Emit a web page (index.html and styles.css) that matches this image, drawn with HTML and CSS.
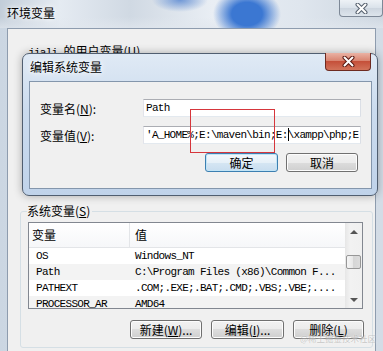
FILE: index.html
```html
<!DOCTYPE html>
<html lang="zh-CN">

<head>
    <meta charset="UTF-8">
    <meta name="viewport" content="width=device-width, initial-scale=1.0">
    <title>环境变量</title>
    <link rel="stylesheet" href="styles.css">
</head>

<body>

    <div class="window">
        <div class="titlebar">
            <span class="title">环境变量</span>
            <button class="close">
                <svg width="13" height="11" viewBox="0 0 13 11">
                    <path d="M2.5 1.5 L10.5 9.5 M10.5 1.5 L2.5 9.5" stroke="#55606e" stroke-width="4" stroke-linecap="round" />
                    <path d="M2.5 1.5 L10.5 9.5 M10.5 1.5 L2.5 9.5" stroke="#fff" stroke-width="2" stroke-linecap="round" />
                </svg>
            </button>
        </div>

        <div class="frame">
            <div class="client">

                <div class="user-vars">
                    <p class="user-label"><span class="mono">jiali </span>的用户变量(<u>U</u>)</p>
                </div>

                <fieldset class="group">
                    <legend>系统变量(<u>S</u>)</legend>

                    <div class="list">
                        <div class="list-body">
                            <div class="row head">
                                <span class="col-name">变量</span>
                                <span class="col-value">值</span>
                            </div>
                            <div class="row">
                                <span class="col-name">OS</span>
                                <span class="col-value">Windows_NT</span>
                            </div>
                            <div class="row odd">
                                <span class="col-name">Path</span>
                                <span class="col-value">C:\Program Files (x86)\Common F...</span>
                            </div>
                            <div class="row">
                                <span class="col-name">PATHEXT</span>
                                <span class="col-value">.COM;.EXE;.BAT;.CMD;.VBS;.VBE;....</span>
                            </div>
                            <div class="row odd">
                                <span class="col-name">PROCESSOR_AR</span>
                                <span class="col-value">AMD64</span>
                            </div>
                        </div>
                        <div class="scrollbar">
                            <span class="arrow"><i class="tri up"></i></span>
                            <span class="track-top"></span>
                            <span class="thumb"></span>
                            <span class="track-rest"></span>
                            <span class="arrow"><i class="tri down"></i></span>
                        </div>
                    </div>

                    <div class="actions">
                        <button class="btn w72">新建(<u>W</u>)...</button>
                        <button class="btn w73">编辑(<u>I</u>)...</button>
                        <button class="btn w71">删除(<u>L</u>)</button>
                    </div>
                </fieldset>

            </div>
        </div>
    </div>

    <section class="dialog">
        <div class="dialog-titlebar">
            <span class="dialog-title">编辑系统变量</span>
            <button class="close red">
                <svg width="13" height="11" viewBox="0 0 13 11">
                    <path d="M2.5 1.5 L10.5 9.5 M10.5 1.5 L2.5 9.5" stroke="#5a1a12" stroke-width="4" stroke-linecap="round" />
                    <path d="M2.5 1.5 L10.5 9.5 M10.5 1.5 L2.5 9.5" stroke="#fff" stroke-width="2" stroke-linecap="round" />
                </svg>
            </button>
        </div>

        <div class="dialog-client">
            <div class="field">
                <label>变量名(<u>N</u>):</label>
                <div class="input">Path</div>
            </div>
            <div class="field">
                <label>变量值(<u>V</u>):</label>
                <div class="input">'A_HOME%;E:\maven\bin;E:<span class="caret"></span>\xampp\php;E</div>
            </div>
            <div class="dialog-actions">
                <button class="btn default w73">确定</button>
                <button class="btn w72">取消</button>
            </div>
        </div>
    </section>

    <div class="mark"></div>
    <div class="watermark">@稀土掘金技术社区</div>

</body>

</html>
```

FILE: styles.css
```css
* {
    box-sizing: border-box;
}

body {
    margin: 0;
    width: 383px;
    height: 351px;
    overflow: hidden;
    position: relative;
    font-family: "Noto Sans CJK SC", sans-serif;
    font-size: 12px;
    color: #000;
    background: #d6dfe9;
}

p {
    margin: 0;
}

u {
    text-decoration: underline;
    text-underline-offset: 1px;
}

.mono,
.row .col-name,
.row .col-value,
.input {
    font-family: "Liberation Mono", monospace;
    font-size: 11px;
    letter-spacing: -0.7px;
}

/* outer window */

.window {
    height: 351px;
    display: flex;
    flex-direction: column;
}

.titlebar {
    height: 28px;
    flex: none;
    display: flex;
    justify-content: space-between;
    align-items: flex-start;
    background:
        radial-gradient(ellipse 28px 12px at 180px 0px, #6f97d6 0%, rgba(111, 151, 214, 0) 100%),
        radial-gradient(ellipse 34px 26px at 247px 14px, #3b77d2 45%, rgba(59, 119, 210, 0) 100%),
        linear-gradient(rgba(255, 255, 255, 0) 60%, rgba(225, 231, 238, .7)),
        linear-gradient(90deg, #c2cdd9 0, #e5ebf2 60px, #d0d9e3 130px, #e9eef4 212px, #dfe6ee 300px, #cdd6e0 383px);
}

.title {
    margin: 5px 0 0 7px;
    line-height: 16px;
    text-shadow: 0 0 4px #fff, 0 0 8px #fff;
}

.close {
    width: 44px;
    height: 17px;
    padding: 0;
    border: 1px solid #7d8897;
    border-top: 0;
    border-radius: 0 0 4px 4px;
    background: linear-gradient(#eef2f6, #dae2ea 50%, #ccd5df 50%, #dde4ec);
    display: flex;
    align-items: center;
    justify-content: center;
}

.frame {
    flex: 1;
    padding: 0 7px;
    background: linear-gradient(90deg, #cbd6e2, #dde4ec 50%, #d3dce6);
}

.client {
    height: 100%;
    border: 1px solid #8e9cae;
    border-bottom: 0;
    background: #f0f0f0;
}

.user-vars {
    height: 175px;
    padding: 14px 0 0 20px;
}

.user-label {
    line-height: 16px;
}

/* group box */

.group {
    margin: 0 2px 0 12px;
    padding: 4px 9px 8px 7px;
    border: 1px solid #d5dfe5;
    border-radius: 3px;
}

.group legend {
    padding: 0 2px 0 0;
    margin-left: -1px;
    line-height: 14px;
}

.list {
    height: 87px;
    border: 1px solid #828790;
    background: #fff;
    display: flex;
    overflow: hidden;
}

.list-body {
    flex: 1;
}

.row {
    display: flex;
    height: 16px;
    line-height: 16px;
    white-space: nowrap;
}

.row.odd {
    background: #f3f3f3;
}

.row .col-name {
    width: 101px;
    padding-left: 7px;
}

.row .col-value {
    padding-left: 5px;
}

.row.head {
    height: 25px;
    line-height: 24px;
    border-bottom: 1px solid #e3e5e8;
    background: linear-gradient(#fff, #f6f7f9);
}

.row.head .col-name,
.row.head .col-value {
    font-family: "Noto Sans CJK SC", sans-serif;
    font-size: 12px;
    letter-spacing: 0;
}

.row.head .col-name {
    width: 101px;
    padding-left: 3px;
    border-right: 1px solid #e3e5e8;
}

.scrollbar {
    width: 17px;
    display: flex;
    flex-direction: column;
    background: linear-gradient(90deg, #e6e6e6, #f2f2f2 30%, #f0f0f0);
}

.arrow {
    height: 17px;
    display: flex;
    align-items: center;
    justify-content: center;
}

.tri {
    width: 0;
    height: 0;
    border-left: 4px solid transparent;
    border-right: 4px solid transparent;
}

.tri.up {
    border-bottom: 4px solid #555;
}

.tri.down {
    border-top: 4px solid #555;
}

.track-top {
    height: 15px;
}

.thumb {
    height: 14px;
    margin: 0 1px;
    border: 1px solid #979797;
    border-radius: 2px;
    background: linear-gradient(90deg, #f5f5f5, #e6e6e6 50%, #d6d6d6 50%, #dcdcdc);
}

.track-rest {
    flex: 1;
}

.actions {
    display: flex;
    justify-content: flex-end;
    gap: 9px;
    margin-top: 11px;
    margin-right: -1px;
}

/* buttons */

.btn {
    height: 19px;
    padding: 0;
    border: 1px solid #707070;
    border-radius: 3px;
    background: linear-gradient(#f2f2f2 0%, #ebebeb 50%, #dddddd 50%, #cfcfcf 100%);
    box-shadow: inset 0 0 0 1px #fcfcfc;
    font-family: "Noto Sans CJK SC", sans-serif;
    font-size: 12px;
    line-height: 16px;
    color: #000;
}

.btn.default {
    border-color: #3c7fb1;
    background: linear-gradient(#f3f8fc 0%, #e6f0f8 50%, #d6e6f3 50%, #c8ddef 100%);
    box-shadow: inset 0 0 0 1px #c2e4f6;
}

.w71 {
    width: 71px;
}

.w72 {
    width: 72px;
}

.w73 {
    width: 73px;
}

/* edit dialog */

.dialog {
    position: absolute;
    left: 22px;
    top: 53px;
    width: 356px;
    height: 143px;
    padding: 0 5px 6px 6px;
    border: 1px solid #505e70;
    border-radius: 7px;
    background: linear-gradient(#e0eaf5, #cbdbee 40%, #c0d3ea);
    box-shadow: 0 0 8px rgba(0, 0, 0, .3);
    display: flex;
    flex-direction: column;
}

.dialog-titlebar {
    height: 27px;
    flex: none;
    display: flex;
    justify-content: space-between;
    align-items: flex-start;
}

.dialog-title {
    margin: 6px 0 0 1px;
    line-height: 14px;
    text-shadow: 0 0 4px #fff, 0 0 8px #fff;
}

.close.red {
    width: 46px;
    height: 18px;
    margin: -1px 1px 0 0;
    border-color: #6d2a20;
    background: linear-gradient(#eab2a4, #d98571 45%, #c5503a 50%, #d2735a);
}

.dialog-client {
    flex: 1;
    border: 1px solid #8496ac;
    background: #f0f0f0;
    padding: 17px 10px 0 10px;
}

.field {
    display: flex;
    align-items: center;
    height: 18px;
    margin-bottom: 9px;
}

.field label {
    width: 103px;
    flex: none;
}

.input {
    flex: 1;
    height: 18px;
    padding-left: 2px;
    border: 1px solid;
    border-color: #abadb3 #dbdfe6 #e3e9ef #e2e3ea;
    background: #fff;
    line-height: 16px;
    white-space: nowrap;
    overflow: hidden;
}

.caret {
    display: inline-block;
    width: 1px;
    height: 13px;
    margin-right: -1px;
    vertical-align: -3px;
    background: #000;
}

.dialog-actions {
    display: flex;
    justify-content: flex-end;
    gap: 8px;
    margin-top: 4px;
    margin-right: 3px;
}

/* annotation */

.mark {
    position: absolute;
    left: 190px;
    top: 109px;
    width: 85px;
    height: 44px;
    border: 1px solid #d6363c;
}

.watermark {
    position: absolute;
    left: 300px;
    top: 333px;
    font-size: 8.5px;
    line-height: 10px;
    color: rgba(140, 140, 140, .45);
    text-shadow: 0 0 2px rgba(255, 255, 255, .8);
    white-space: nowrap;
}
```
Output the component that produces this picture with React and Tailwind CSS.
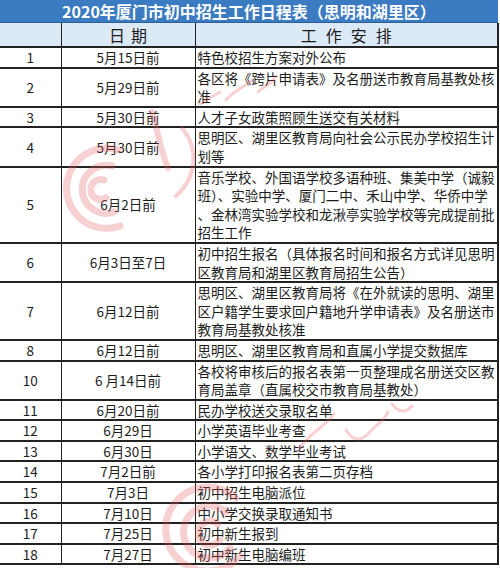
import React from 'react';

const rows = [
  ['1', '5月15日前', ['特色校招生方案对外公布']],
  ['2', '5月29日前', ['各区将《跨片申请表》及名册送市教育局基教处核', '准']],
  ['3', '5月30日前', ['人才子女政策照顾生送交有关材料']],
  ['4', '5月30日前', ['思明区、湖里区教育局向社会公示民办学校招生计', '划等']],
  ['5', '6月2日前', [
    '音乐学校、外国语学校多语种班、集美中学（诚毅',
    '班）、实验中学、厦门二中、禾山中学、华侨中学',
    '、金林湾实验学校和龙湫亭实验学校等完成提前批',
    '招生工作',
  ]],
  ['6', '6月3日至7日', ['初中招生报名（具体报名时间和报名方式详见思明', '区教育局和湖里区教育局招生公告）']],
  ['7', '6月12日前', [
    '思明区、湖里区教育局将《在外就读的思明、湖里',
    '区户籍学生要求回户籍地升学申请表》及名册送市',
    '教育局基教处核准',
  ]],
  ['8', '6月12日前', ['思明区、湖里区教育局和直属小学提交数据库']],
  ['10', '6 月14日前', ['各校将审核后的报名表第一页整理成名册送交区教', '育局盖章（直属校交市教育局基教处）']],
  ['11', '6月20日前', ['民办学校送交录取名单']],
  ['12', '6月29日', ['小学英语毕业考查']],
  ['13', '6月30日', ['小学语文、数学毕业考试']],
  ['14', '7月2日前', ['各小学打印报名表第二页存档']],
  ['15', '7月3日', ['初中招生电脑派位']],
  ['16', '7月10日', ['中小学交换录取通知书']],
  ['17', '7月25日', ['初中新生报到']],
  ['18', '7月27日', ['初中新生电脑编班']],
];

// faint newspaper watermark behind the table
function Watermark() {
  return (
    <svg className="absolute inset-0 pointer-events-none" width="500" height="568" viewBox="0 0 500 568" fill="none" stroke="#e4585d" strokeLinecap="round" opacity="0.28">
      <g strokeWidth="7">
        <path d="M118 150 A40 40 0 1 0 120 226" />
        <path d="M112 166 A24 24 0 1 0 114 212" />
        <path d="M104 180 A10 10 0 1 0 106 198" />
      </g>
      <path d="M152 112 C158 130 160 150 168 168" strokeWidth="6" />
      <path d="M182 128 C200 150 196 178 176 196" strokeWidth="4" />
      <path d="M200 104 l20 -12 M226 100 c8 -10 18 -12 26 -20 M258 92 c6 -6 14 -8 18 -16" strokeWidth="3" />
      <g strokeWidth="7">
        <path d="M236 498 A42 42 0 1 0 240 556" />
        <path d="M226 512 A26 26 0 1 0 230 548" />
        <path d="M218 524 A12 12 0 1 0 220 540" />
      </g>
      <path d="M300 448 c10 -16 24 -20 34 -34 M346 430 c6 10 14 12 22 4 c6 -8 16 -12 20 -22 M392 404 c6 8 14 10 20 2" strokeWidth="3" />
    </svg>
  );
}

export default function App() {
  const font = { fontFamily: '"Noto Sans CJK SC", "Liberation Sans", sans-serif' };
  return (
    <div className="relative w-[500px] h-[568px] overflow-hidden bg-white text-[#1c1c1c]" style={font}>
      <div className="w-[498px] h-[23px] bg-[#3b7bc1] border-b border-[#2c5f96] flex items-center justify-center text-white font-bold text-[16px] leading-none">
        2020年厦门市初中招生工作日程表（思明和湖里区）
      </div>
      <table className="w-[498px] border-collapse table-fixed">
        <colgroup>
          <col className="w-[61px]" />
          <col className="w-[134px]" />
          <col className="w-[303px]" />
        </colgroup>
        <thead>
          <tr className="h-[24px] bg-[#dce9f6] text-[16px] leading-[22px]">
            <th className="font-normal border-b-2 border-r border-[#222] p-0"></th>
            <th className="font-normal border-b-2 border-r border-[#222] p-0">
              <span className="flex justify-center gap-[6px]"><span>日</span><span>期</span></span>
            </th>
            <th className="font-normal border-b-2 border-r-2 border-[#222] p-0">
              <span className="flex justify-center gap-[9px]"><span>工</span><span>作</span><span>安</span><span>排</span></span>
            </th>
          </tr>
        </thead>
        <tbody className="text-[13.5px] leading-[18.6px]">
          {rows.map(([no, date, lines]) => (
            <tr key={no}>
              <td className="border-b-2 border-r border-[#222] p-0 text-center">{no}</td>
              <td className="border-b-2 border-r border-[#222] p-0 text-center">{date}</td>
              <td className="border-b-2 border-r-2 border-[#222] p-0 pl-[2px] whitespace-nowrap">
                {lines.map((l, i) => (
                  <div key={i}>{l}</div>
                ))}
              </td>
            </tr>
          ))}
        </tbody>
      </table>
      <Watermark />
    </div>
  );
}
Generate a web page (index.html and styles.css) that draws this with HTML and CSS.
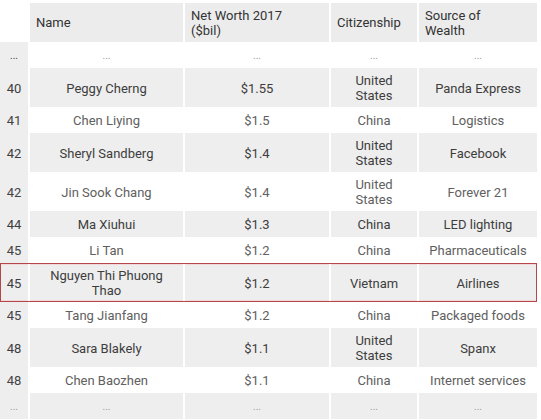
* * * * * * *
• GIVEN REQUEST: Look above for the line with "Output the component", then print it and each line after it down to and including the line with "import React from 'react';". Leave out the pictures and keep the wording exact.

• RESPONSE:
Output the component that produces this picture with React and Tailwind CSS.
import React from 'react';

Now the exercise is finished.